Le roi de la platine n’a « pas hésité une seule seconde » à répondre à l’appel de son pote Mouloud Mansouri. « Ce que je trouve intéressant, expose-t-il simplement entre deux sessions en prison, c’est de proposer quelque chose qui leur servira peutêtre pour la réinsertion. On leur offre surtout l’opportunité de s’ouvrir à la culture, parce que derrière, insiste-til, c’est dur. Pas facile de trouver du taf quand tu sors de prison. » Après avoir purgé sa peine de dix ans pour trafic de shit, Mouloud Mansouri sait de quoi il parle. « J’ai eu le temps de voir qu’il ne se passait rien en prison. Ça m’aurait plu, ditil, de voir débarquer Cut Killer à l’époque. On est donc là pour leur ouvrir des portes et d’autres horizons. C’est sûr qu’ils ne deviendront peut-être pas tous des Cut Killer 2, tempère le Toulonnais. On ne sait pas s’ils en feront leur métier, mais au moins, on leur propose quelque chose. » L’ancien détenu regrette au passage la baisse de subventions générale dont est victime son association. « On se sent un peu abandonné, ditil, quand on voit ce que touchent les grands théâtres du département. On aimerait que les choses soient un peu plus équilibrées. » En organisant ces ateliers, l’idée est aussi de soumettre un « cadre » aux détenus. Strict mais motivant. «À partir du moment où ils ont ce cadre, avec des artistes confirmés, poursuit « Monsieur Killer », on voit qu’ils sont à l’écoute, très réactifs et supermotivés à l’idée de découvrir l’aspect artistique de notre métier. »
« On voit qu’ils ont envie... ils se mettent la pression »

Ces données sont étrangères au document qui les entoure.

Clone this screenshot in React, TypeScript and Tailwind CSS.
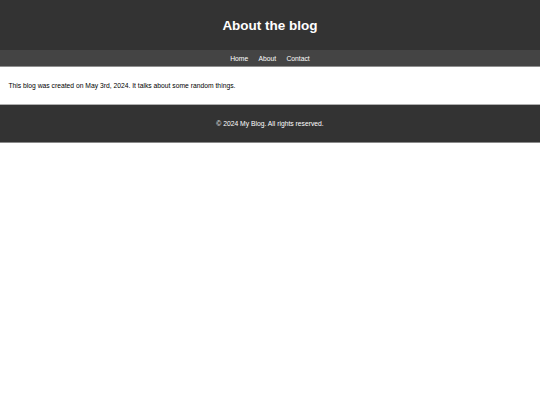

La plupart d’entre eux n’avaient jamais touché une platine de leur vie. Il a donc fallu commencer par leur apprendre les bases. « Compter les temps et tenir le rythme avant de se mettre à scratcher». Et éviter ainsi qu’ils ne « partent en freestyle » .Car l’affaire est très sérieuse. «Je ne veux pas que les mecs viennent là pour passer le temps », recadre Mouloud. Des cinq détenus (sur quinze) sélectionnés au début de l’aventure, il n’en reste effectivement plus que trois. « L’un a lâché parce qu’il ne se sentait pas de tenir jusqu’au bout. Et un autre est arrivé avec une heure de retard donc on ne l’a pas gardé ». Au terme d’une dizaine de jours d’atelier, les DJ en herbe ont en tout cas eu le loisir de « se rendre compte que le mix était un vrai métier et qu’il y avait du travail derrière. Mais on voit qu’ils ont envie parce qu’ils se mettent la pression… »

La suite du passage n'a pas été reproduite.